To mixed reviews — he earned nods for a Saturn and an MTV Movie Award for best supporting actor, but was also up for a Razzie while some viewers saw anti-Semitic stereotypes in the character — DeVito portrayed the Penguin in 1992’s Batman Returns. As it happens, he revisited that role this year by penning his own comic for the Gotham City Villains Anniversary Giant #1, which is hitting shelves this week.
Sandwiching that big-screen blockbuster, as The Simpsons hit its stride as a revolutionary primetime animated sitcom, he twice voiced Homer’s half-brother, Herb Powell. In the animation/live-action hybrid Space Jam, he was the most prominent heard-but-not-seen cast member as the voice of Swackhammer, then added two more extraterrestrial-themed bit parts in Mars Attacks! and Men in Black.

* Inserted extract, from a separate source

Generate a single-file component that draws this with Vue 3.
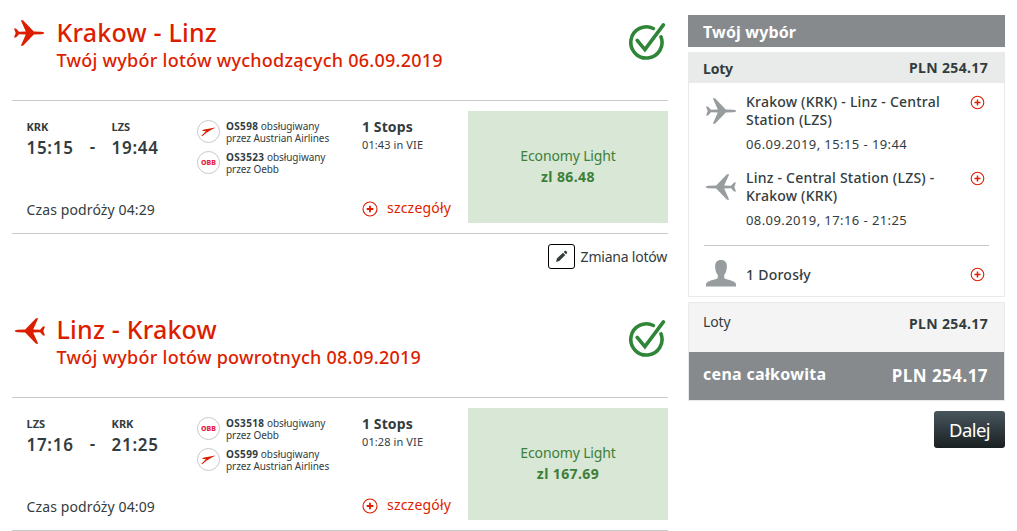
<script setup>
import { ref } from 'vue';

const legs = ref([
  {
    id: 'outbound',
    title: 'Krakow - Linz',
    subtitle: 'Twój wybór lotów wychodzących 06.09.2019',
    from: 'KRK',
    to: 'LZS',
    departure: '15:15',
    arrival: '19:44',
    duration: '04:29',
    stops: '1 Stops',
    layover: '01:43 in VIE',
    fare: 'Economy Light',
    price: 'zl 86.48',
    editable: true,
    flights: [
      { number: 'OS598', carrier: 'Austrian Airlines', logo: 'austrian' },
      { number: 'OS3523', carrier: 'Oebb', logo: 'obb' }
    ]
  },
  {
    id: 'return',
    title: 'Linz - Krakow',
    subtitle: 'Twój wybór lotów powrotnych 08.09.2019',
    from: 'LZS',
    to: 'KRK',
    departure: '17:16',
    arrival: '21:25',
    duration: '04:09',
    stops: '1 Stops',
    layover: '01:28 in VIE',
    fare: 'Economy Light',
    price: 'zl 167.69',
    editable: false,
    flights: [
      { number: 'OS3518', carrier: 'Oebb', logo: 'obb' },
      { number: 'OS599', carrier: 'Austrian Airlines', logo: 'austrian' }
    ]
  }
]);

const trips = [
  { id: 'outbound', name: 'Krakow (KRK) - Linz - Central Station (LZS)', date: '06.09.2019, 15:15 - 19:44' },
  { id: 'return', name: 'Linz - Central Station (LZS) - Krakow (KRK)', date: '08.09.2019, 17:16 - 21:25' }
];

const total = 'PLN 254.17';

const planePath = 'M0 8.6 L2 8.6 L5 11.8 L11.8 11.6 L6.8 0.2 L9 0.2 L19.8 11.5 L27.5 11.8 Q30.3 12.1 30.3 13 Q30.3 13.9 27.5 14.2 L19.8 14.5 L9 25.8 L6.8 25.8 L11.8 14.4 L5 14.2 L2 17.4 L0 17.4 L1.7 13 Z';
</script>

<template>
  <div class="page">
    <main class="legs">
      <section v-for="leg in legs" :key="leg.id" class="leg">
        <header class="leg-header">
          <svg class="plane" :class="{ back: leg.id === 'return' }" viewBox="0 0 31 26">
            <path :d="planePath" />
          </svg>
          <div class="leg-titles">
            <h2 class="leg-title">{{ leg.title }}</h2>
            <h3 class="leg-subtitle">{{ leg.subtitle }}</h3>
          </div>
          <svg class="check" viewBox="0 0 38 38">
            <path d="M25.4 5.5 A15.6 15.6 0 1 0 33 13.9" />
            <path d="M9.2 17.3 L16.9 26.6 L35.4 1.9" />
          </svg>
        </header>

        <div class="leg-body">
          <div class="times">
            <div class="times-row">
              <div class="stop">
                <span class="code">{{ leg.from }}</span>
                <span class="time">{{ leg.departure }}</span>
              </div>
              <span class="dash">-</span>
              <div class="stop">
                <span class="code">{{ leg.to }}</span>
                <span class="time">{{ leg.arrival }}</span>
              </div>
            </div>
            <p class="duration">Czas podróży {{ leg.duration }}</p>
          </div>

          <ul class="flights">
            <li v-for="flight in leg.flights" :key="flight.number" class="flight">
              <span class="carrier-logo">
                <svg v-if="flight.logo === 'austrian'" viewBox="0 0 16 10">
                  <path d="M0.3 9.3 L5.2 4.1 L1.2 3.6 Q1.2 2.6 3.5 2.4 L15.6 0.2 L9.3 3.6 Q7.6 4.6 5.8 5.8 L1.4 9.6 Z" />
                </svg>
                <span v-else class="obb">OBB</span>
              </span>
              <p class="flight-text"><b>{{ flight.number }}</b> obsługiwany<br>przez {{ flight.carrier }}</p>
            </li>
          </ul>

          <div class="stops">
            <p class="stops-count">{{ leg.stops }}</p>
            <p class="layover">{{ leg.layover }}</p>
            <a class="details">
              <svg class="plus" viewBox="0 0 16 16">
                <circle cx="8" cy="8" r="7" />
                <path d="M8 4.7 V11.3 M4.7 8 H11.3" />
              </svg>
              <span>szczegóły</span>
            </a>
          </div>

          <div class="fare">
            <span class="fare-name">{{ leg.fare }}</span>
            <span class="fare-price">{{ leg.price }}</span>
          </div>
        </div>

        <div v-if="leg.editable" class="change">
          <button class="change-btn">
            <svg viewBox="0 0 14 14">
              <path d="M1.2 12.8 L2 9.2 L8.6 2.9 L11.1 5.4 L4.6 11.9 Z M9.3 2.2 L10.6 1 Q11.3 0.6 12 1.2 L12.8 2 Q13.4 2.7 12.9 3.4 L11.8 4.7 Z" />
            </svg>
          </button>
          <span class="change-label">Zmiana lotów</span>
        </div>
      </section>
    </main>

    <aside class="summary">
      <h2 class="summary-title">Twój wybór</h2>

      <div class="panel">
        <div class="panel-head">
          <span class="panel-label">Loty</span>
          <span class="amount">{{ total }}</span>
        </div>
        <div class="panel-body">
          <div v-for="trip in trips" :key="trip.id" class="trip">
            <svg class="trip-icon" :class="{ back: trip.id === 'return' }" viewBox="0 0 31 26">
              <path :d="planePath" />
            </svg>
            <div class="trip-text">
              <p class="trip-name">{{ trip.name }}</p>
              <p class="trip-date">{{ trip.date }}</p>
            </div>
            <svg class="plus small" viewBox="0 0 15 15">
              <circle cx="7.5" cy="7.5" r="6.3" />
              <path d="M7.5 4.5 V10.5 M4.5 7.5 H10.5" />
            </svg>
          </div>
          <div class="passengers">
            <svg class="person" viewBox="0 0 30 27">
              <path d="M15 0 C19 0 21 2.4 20.9 6.5 C20.8 10 20 13 18.2 15 L18.2 18 C20 20 29 20.3 30 24 L30 26.6 L0 26.6 L0 24 C1 20.3 10 20 11.8 18 L11.8 15 C10 13 9.2 10 9.1 6.5 C9 2.4 11 0 15 0 Z" />
            </svg>
            <p class="passenger-label">1 Dorosły</p>
            <svg class="plus small" viewBox="0 0 15 15">
              <circle cx="7.5" cy="7.5" r="6.3" />
              <path d="M7.5 4.5 V10.5 M4.5 7.5 H10.5" />
            </svg>
          </div>
        </div>
      </div>

      <div class="totals">
        <div class="subtotal">
          <span class="subtotal-label">Loty</span>
          <span class="amount">{{ total }}</span>
        </div>
        <div class="grand">
          <span class="grand-label">cena całkowita</span>
          <span class="grand-amount">{{ total }}</span>
        </div>
      </div>

      <button class="next-btn">Dalej</button>
    </aside>
  </div>
</template>

<style>
body {
  margin: 0;
  background: #fff;
  overflow: hidden;
}
</style>

<style scoped>
.page {
  display: flex;
  gap: 20px;
  width: 1017px;
  height: 531px;
  padding-left: 12px;
  box-sizing: border-box;
  overflow: hidden;
  font-family: 'Noto Sans', sans-serif;
  color: #333c3e;
}

h2,
h3,
p,
ul {
  margin: 0;
  padding: 0;
}

.legs {
  width: 656px;
  flex-shrink: 0;
}

.leg {
  height: 297px;
}

.leg-header {
  display: flex;
  align-items: flex-start;
  height: 100px;
  padding: 17px 2px 0 2px;
  box-sizing: border-box;
  color: #dc1e00;
}

.plane {
  width: 31px;
  height: 26px;
  margin: 3px 11.5px 0 0;
  fill: #dc1e00;
}

.plane.back {
  margin-top: 4px;
}

.back {
  transform: scaleX(-1);
}

.leg-titles {
  flex: 1;
}

.leg-title {
  font-size: 25px;
  font-weight: 500;
  line-height: 31px;
  letter-spacing: 0.2px;
}

.leg-subtitle {
  font-size: 18px;
  font-weight: 500;
  line-height: 24px;
  letter-spacing: 0.25px;
}

.check {
  width: 38px;
  height: 38px;
  margin-top: 6px;
  fill: none;
  stroke: #2f8538;
  stroke-width: 3.6;
  stroke-linecap: round;
}

.leg-body {
  display: flex;
  height: 132px;
  border-top: 1px solid #c8c8c8;
  border-bottom: 1px solid #c8c8c8;
}

.times {
  width: 170px;
  padding: 19px 0 0 14.5px;
  box-sizing: border-box;
}

.times-row {
  display: flex;
  align-items: flex-end;
}

.stop {
  display: flex;
  flex-direction: column;
}

.code {
  font-size: 11px;
  font-weight: 700;
  line-height: 14px;
}

.time {
  font-size: 17px;
  font-weight: 600;
  line-height: 22px;
  letter-spacing: 0.7px;
  margin-top: 3px;
}

.dash {
  width: 38px;
  font-size: 17px;
  font-weight: 600;
  line-height: 20px;
  padding-bottom: 2px;
  text-align: center;
}

.duration {
  font-size: 14px;
  line-height: 20px;
  letter-spacing: 0.12px;
  margin-top: 41px;
}

.flights {
  display: flex;
  flex-direction: column;
  gap: 7px;
  width: 165px;
  padding: 19px 0 0 15px;
  box-sizing: border-box;
  list-style: none;
}

.flight {
  display: flex;
  align-items: flex-start;
  gap: 6px;
}

.carrier-logo {
  display: flex;
  align-items: center;
  justify-content: center;
  width: 23px;
  height: 23px;
  margin-bottom: 1px;
  box-sizing: border-box;
  border: 1px solid #c8c8c8;
  border-radius: 50%;
}

.carrier-logo svg {
  width: 15px;
  height: 10px;
  fill: #dc1e00;
}

.obb {
  font-size: 7px;
  font-weight: 800;
  line-height: 9px;
  color: #e8203c;
}

.flight-text {
  font-size: 10px;
  line-height: 12px;
  letter-spacing: -0.07px;
}

.flight-text b {
  letter-spacing: 0.35px;
}

.stops {
  width: 121px;
  padding: 16px 0 0 15px;
  box-sizing: border-box;
}

.stops-count {
  font-size: 14px;
  font-weight: 700;
  line-height: 20px;
  letter-spacing: 0.1px;
}

.layover {
  font-size: 11px;
  line-height: 16px;
  letter-spacing: 0.1px;
}

.details {
  display: flex;
  align-items: center;
  gap: 9px;
  margin-top: 45px;
  font-size: 14px;
  line-height: 20px;
  letter-spacing: 0.2px;
  color: #dc1e00;
}

.plus {
  width: 16px;
  height: 16px;
  margin-top: 1px;
  fill: none;
  stroke: #dc1e00;
  stroke-width: 1.1;
}

.plus path {
  stroke-width: 1.8;
}

.plus.small {
  width: 15px;
  height: 15px;
  flex-shrink: 0;
}

.plus.small path {
  stroke-width: 1.5;
}

.fare {
  display: flex;
  flex-direction: column;
  align-items: center;
  justify-content: center;
  width: 200px;
  height: 112px;
  margin-top: 10px;
  padding-bottom: 2px;
  box-sizing: border-box;
  background: #d8e7d6;
  color: #3d8039;
  font-size: 14px;
  line-height: 21px;
}

.fare-name {
  letter-spacing: -0.15px;
}

.fare-price {
  font-weight: 700;
  letter-spacing: 0.4px;
}

.change {
  display: flex;
  align-items: center;
  justify-content: flex-end;
  gap: 6px;
  padding: 10px 1px 0 0;
}

.change-btn {
  display: flex;
  align-items: center;
  justify-content: center;
  width: 27px;
  height: 25px;
  padding: 0;
  background: #fff;
  border: 1px solid #000;
  border-radius: 3px;
}

.change-btn svg {
  width: 13px;
  height: 13px;
  fill: #333c3e;
}

.change-label {
  font-size: 14px;
  line-height: 20px;
  letter-spacing: -0.22px;
}

.summary {
  display: flex;
  flex-direction: column;
  width: 317px;
  padding-top: 15px;
}

.summary-title {
  height: 32px;
  padding-left: 15px;
  background: #868a8d;
  color: #fff;
  font-size: 16px;
  font-weight: 700;
  line-height: 34px;
  letter-spacing: 0.15px;
}

.panel {
  height: 245px;
  margin-top: 5px;
  box-sizing: border-box;
  border: 1px solid #e9ebea;
}

.panel-head {
  display: flex;
  justify-content: space-between;
  height: 30px;
  padding: 0 16px 0 14px;
  background: #e9ebea;
  font-size: 14px;
  font-weight: 700;
  line-height: 30px;
}

.panel-label {
  line-height: 32px;
  letter-spacing: -0.2px;
}

.amount {
  font-size: 14px;
  font-weight: 700;
  letter-spacing: 0.35px;
}

.panel-body {
  padding: 10px 15px 0;
}

.trip {
  display: flex;
  align-items: flex-start;
  height: 76px;
}

.trip-icon {
  width: 31px;
  height: 26px;
  margin: 5px 9px 0 2px;
  flex-shrink: 0;
  fill: #979d9f;
}

.trip-icon.back {
  margin: 5px 10px 0 1px;
}

.trip-text {
  flex: 1;
}

.trip-name {
  width: 205px;
  font-size: 14px;
  font-weight: 500;
  line-height: 18px;
  letter-spacing: 0.22px;
}

.trip-date {
  margin-top: 6px;
  font-size: 13px;
  line-height: 18px;
  letter-spacing: 0.42px;
}

.trip .plus {
  margin: 2px 4px 0 0;
}

.passengers {
  display: flex;
  align-items: center;
  padding-top: 14px;
  border-top: 1px solid #c8c8c8;
}

.person {
  width: 30px;
  height: 27px;
  margin: 0 10px 0 2px;
  fill: #979d9f;
}

.passenger-label {
  flex: 1;
  padding-top: 2px;
  font-size: 14px;
  font-weight: 500;
  line-height: 20px;
  letter-spacing: 0.25px;
}

.passengers .plus {
  margin: 2px 4px 0 0;
}

.totals {
  margin-top: 5px;
  border: 1px solid #e9ebea;
}

.subtotal {
  display: flex;
  justify-content: space-between;
  height: 49px;
  padding: 0 16px 0 14px;
  box-sizing: border-box;
  background: #f4f4f4;
  font-size: 14px;
  line-height: 42px;
}

.subtotal-label {
  line-height: 38px;
  letter-spacing: -0.1px;
}

.grand {
  display: flex;
  justify-content: space-between;
  height: 48px;
  padding: 0 16px 0 14px;
  background: #868a8d;
  color: #fff;
  font-weight: 700;
}

.grand-label {
  font-size: 16px;
  line-height: 45px;
  letter-spacing: 0.3px;
}

.grand-amount {
  font-size: 17px;
  line-height: 48px;
  letter-spacing: 0.45px;
}

.next-btn {
  align-self: flex-end;
  width: 71px;
  height: 37px;
  margin-top: 10px;
  padding: 0;
  border: none;
  border-radius: 3px;
  background: linear-gradient(#48565c, #1a2022);
  color: #fff;
  font-family: inherit;
  font-size: 18.5px;
  line-height: 37px;
  letter-spacing: -0.6px;
}
</style>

And barely 10 years before Frank entered the Always Sunny saga, DeVito demonstrated more successful leadership on the film Matilda. Besides salvaging his directing credentials after 1993’s Hoffa yielded another Razzie nomination, he double-performed as the narrator and Harry Wormwood, opposite long-time spouse Rhea Pearlman as Zinnia. The Roald Dahl adaptation nabbed him his first of three Satellite nominations for acting (the others coming the next year for The Rainmaker and a decade later for the third season of Always Sunny).
In terms of team accolades, DeVito joined two SAG contenders for outstanding performance by a cast in 1995’s Get Shorty and 1997’s L.A. Confidential. And while he claimed no hardware, he was a triple nominee at the 1998 OFTA Film Awards for Gattaca, Wag the Dog, and Disney’s Hercules.